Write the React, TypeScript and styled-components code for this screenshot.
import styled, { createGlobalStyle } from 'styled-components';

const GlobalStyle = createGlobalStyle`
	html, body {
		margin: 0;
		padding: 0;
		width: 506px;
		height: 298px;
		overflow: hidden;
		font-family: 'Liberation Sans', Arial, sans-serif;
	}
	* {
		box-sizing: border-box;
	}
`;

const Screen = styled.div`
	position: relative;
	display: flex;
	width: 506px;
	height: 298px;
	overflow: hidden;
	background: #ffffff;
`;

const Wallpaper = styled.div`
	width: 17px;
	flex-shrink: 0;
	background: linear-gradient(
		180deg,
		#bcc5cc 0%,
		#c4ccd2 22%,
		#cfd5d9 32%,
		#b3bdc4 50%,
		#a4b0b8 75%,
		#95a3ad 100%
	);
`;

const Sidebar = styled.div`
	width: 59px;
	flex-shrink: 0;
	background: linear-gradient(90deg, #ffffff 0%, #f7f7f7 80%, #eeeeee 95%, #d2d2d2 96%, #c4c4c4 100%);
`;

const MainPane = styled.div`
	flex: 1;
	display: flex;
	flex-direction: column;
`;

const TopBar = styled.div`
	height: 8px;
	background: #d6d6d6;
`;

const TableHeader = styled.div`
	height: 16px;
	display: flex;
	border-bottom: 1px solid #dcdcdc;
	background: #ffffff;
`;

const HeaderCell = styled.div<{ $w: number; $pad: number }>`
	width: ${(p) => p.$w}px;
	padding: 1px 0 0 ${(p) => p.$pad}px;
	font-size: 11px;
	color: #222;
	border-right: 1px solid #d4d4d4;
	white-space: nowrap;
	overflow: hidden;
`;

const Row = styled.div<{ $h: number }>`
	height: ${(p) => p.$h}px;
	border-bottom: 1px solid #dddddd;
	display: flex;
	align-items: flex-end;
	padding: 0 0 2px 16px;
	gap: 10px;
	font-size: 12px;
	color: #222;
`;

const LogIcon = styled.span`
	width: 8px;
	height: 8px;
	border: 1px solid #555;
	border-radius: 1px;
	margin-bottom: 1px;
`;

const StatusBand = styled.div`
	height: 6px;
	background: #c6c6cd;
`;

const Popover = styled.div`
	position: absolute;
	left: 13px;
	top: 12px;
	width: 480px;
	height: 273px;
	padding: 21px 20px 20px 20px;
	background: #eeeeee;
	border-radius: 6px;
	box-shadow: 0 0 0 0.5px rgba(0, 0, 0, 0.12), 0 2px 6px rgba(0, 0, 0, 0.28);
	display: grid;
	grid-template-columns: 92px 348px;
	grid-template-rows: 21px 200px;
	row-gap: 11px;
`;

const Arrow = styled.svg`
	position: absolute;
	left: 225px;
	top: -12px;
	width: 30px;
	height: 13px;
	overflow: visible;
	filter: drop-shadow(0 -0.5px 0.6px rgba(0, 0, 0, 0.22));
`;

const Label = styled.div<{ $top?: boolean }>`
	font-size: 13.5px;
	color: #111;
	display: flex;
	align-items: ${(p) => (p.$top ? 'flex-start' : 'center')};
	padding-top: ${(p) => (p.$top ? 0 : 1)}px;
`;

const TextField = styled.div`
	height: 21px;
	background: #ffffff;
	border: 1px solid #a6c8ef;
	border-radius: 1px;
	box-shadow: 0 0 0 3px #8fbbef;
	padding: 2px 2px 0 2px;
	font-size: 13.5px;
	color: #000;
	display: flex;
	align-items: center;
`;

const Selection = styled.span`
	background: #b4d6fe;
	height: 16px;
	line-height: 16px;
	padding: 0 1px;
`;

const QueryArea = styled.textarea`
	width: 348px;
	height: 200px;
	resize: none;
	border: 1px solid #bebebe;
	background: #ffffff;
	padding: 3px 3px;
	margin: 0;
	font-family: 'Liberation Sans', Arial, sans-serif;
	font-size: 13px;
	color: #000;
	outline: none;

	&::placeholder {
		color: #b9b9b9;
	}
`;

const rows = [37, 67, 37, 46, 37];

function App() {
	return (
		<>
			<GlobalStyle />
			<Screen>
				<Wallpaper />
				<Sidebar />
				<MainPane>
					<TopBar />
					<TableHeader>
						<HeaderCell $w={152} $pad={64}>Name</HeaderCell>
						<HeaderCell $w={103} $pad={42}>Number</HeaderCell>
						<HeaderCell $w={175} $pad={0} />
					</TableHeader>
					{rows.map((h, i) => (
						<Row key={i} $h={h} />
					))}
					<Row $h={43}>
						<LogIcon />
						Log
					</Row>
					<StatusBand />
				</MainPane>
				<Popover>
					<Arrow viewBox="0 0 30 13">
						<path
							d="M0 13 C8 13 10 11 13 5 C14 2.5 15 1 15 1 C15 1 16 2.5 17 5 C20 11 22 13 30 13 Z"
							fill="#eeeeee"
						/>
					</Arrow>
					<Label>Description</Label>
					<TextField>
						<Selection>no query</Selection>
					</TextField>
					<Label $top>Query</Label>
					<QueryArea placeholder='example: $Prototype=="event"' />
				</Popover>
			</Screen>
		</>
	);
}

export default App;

_EXERCISE INSTRUCTIONS_
Nothing in the listing may be changed; retype it all exactly.

_RESPONSE_
Write the React, TypeScript and styled-components code for this screenshot.
import styled, { createGlobalStyle } from 'styled-components';

const GlobalStyle = createGlobalStyle`
	html, body {
		margin: 0;
		padding: 0;
		width: 506px;
		height: 298px;
		overflow: hidden;
		font-family: 'Liberation Sans', Arial, sans-serif;
	}
	* {
		box-sizing: border-box;
	}
`;

const Screen = styled.div`
	position: relative;
	display: flex;
	width: 506px;
	height: 298px;
	overflow: hidden;
	background: #ffffff;
`;

const Wallpaper = styled.div`
	width: 17px;
	flex-shrink: 0;
	background: linear-gradient(
		180deg,
		#bcc5cc 0%,
		#c4ccd2 22%,
		#cfd5d9 32%,
		#b3bdc4 50%,
		#a4b0b8 75%,
		#95a3ad 100%
	);
`;

const Sidebar = styled.div`
	width: 59px;
	flex-shrink: 0;
	background: linear-gradient(90deg, #ffffff 0%, #f7f7f7 80%, #eeeeee 95%, #d2d2d2 96%, #c4c4c4 100%);
`;

const MainPane = styled.div`
	flex: 1;
	display: flex;
	flex-direction: column;
`;

const TopBar = styled.div`
	height: 8px;
	background: #d6d6d6;
`;

const TableHeader = styled.div`
	height: 16px;
	display: flex;
	border-bottom: 1px solid #dcdcdc;
	background: #ffffff;
`;

const HeaderCell = styled.div<{ $w: number; $pad: number }>`
	width: ${(p) => p.$w}px;
	padding: 1px 0 0 ${(p) => p.$pad}px;
	font-size: 11px;
	color: #222;
	border-right: 1px solid #d4d4d4;
	white-space: nowrap;
	overflow: hidden;
`;

const Row = styled.div<{ $h: number }>`
	height: ${(p) => p.$h}px;
	border-bottom: 1px solid #dddddd;
	display: flex;
	align-items: flex-end;
	padding: 0 0 2px 16px;
	gap: 10px;
	font-size: 12px;
	color: #222;
`;

const LogIcon = styled.span`
	width: 8px;
	height: 8px;
	border: 1px solid #555;
	border-radius: 1px;
	margin-bottom: 1px;
`;

const StatusBand = styled.div`
	height: 6px;
	background: #c6c6cd;
`;

const Popover = styled.div`
	position: absolute;
	left: 13px;
	top: 12px;
	width: 480px;
	height: 273px;
	padding: 21px 20px 20px 20px;
	background: #eeeeee;
	border-radius: 6px;
	box-shadow: 0 0 0 0.5px rgba(0, 0, 0, 0.12), 0 2px 6px rgba(0, 0, 0, 0.28);
	display: grid;
	grid-template-columns: 92px 348px;
	grid-template-rows: 21px 200px;
	row-gap: 11px;
`;

const Arrow = styled.svg`
	position: absolute;
	left: 225px;
	top: -12px;
	width: 30px;
	height: 13px;
	overflow: visible;
	filter: drop-shadow(0 -0.5px 0.6px rgba(0, 0, 0, 0.22));
`;

const Label = styled.div<{ $top?: boolean }>`
	font-size: 13.5px;
	color: #111;
	display: flex;
	align-items: ${(p) => (p.$top ? 'flex-start' : 'center')};
	padding-top: ${(p) => (p.$top ? 0 : 1)}px;
`;

const TextField = styled.div`
	height: 21px;
	background: #ffffff;
	border: 1px solid #a6c8ef;
	border-radius: 1px;
	box-shadow: 0 0 0 3px #8fbbef;
	padding: 2px 2px 0 2px;
	font-size: 13.5px;
	color: #000;
	display: flex;
	align-items: center;
`;

const Selection = styled.span`
	background: #b4d6fe;
	height: 16px;
	line-height: 16px;
	padding: 0 1px;
`;

const QueryArea = styled.textarea`
	width: 348px;
	height: 200px;
	resize: none;
	border: 1px solid #bebebe;
	background: #ffffff;
	padding: 3px 3px;
	margin: 0;
	font-family: 'Liberation Sans', Arial, sans-serif;
	font-size: 13px;
	color: #000;
	outline: none;

	&::placeholder {
		color: #b9b9b9;
	}
`;

const rows = [37, 67, 37, 46, 37];

function App() {
	return (
		<>
			<GlobalStyle />
			<Screen>
				<Wallpaper />
				<Sidebar />
				<MainPane>
					<TopBar />
					<TableHeader>
						<HeaderCell $w={152} $pad={64}>Name</HeaderCell>
						<HeaderCell $w={103} $pad={42}>Number</HeaderCell>
						<HeaderCell $w={175} $pad={0} />
					</TableHeader>
					{rows.map((h, i) => (
						<Row key={i} $h={h} />
					))}
					<Row $h={43}>
						<LogIcon />
						Log
					</Row>
					<StatusBand />
				</MainPane>
				<Popover>
					<Arrow viewBox="0 0 30 13">
						<path
							d="M0 13 C8 13 10 11 13 5 C14 2.5 15 1 15 1 C15 1 16 2.5 17 5 C20 11 22 13 30 13 Z"
							fill="#eeeeee"
						/>
					</Arrow>
					<Label>Description</Label>
					<TextField>
						<Selection>no query</Selection>
					</TextField>
					<Label $top>Query</Label>
					<QueryArea placeholder='example: $Prototype=="event"' />
				</Popover>
			</Screen>
		</>
	);
}

export default App;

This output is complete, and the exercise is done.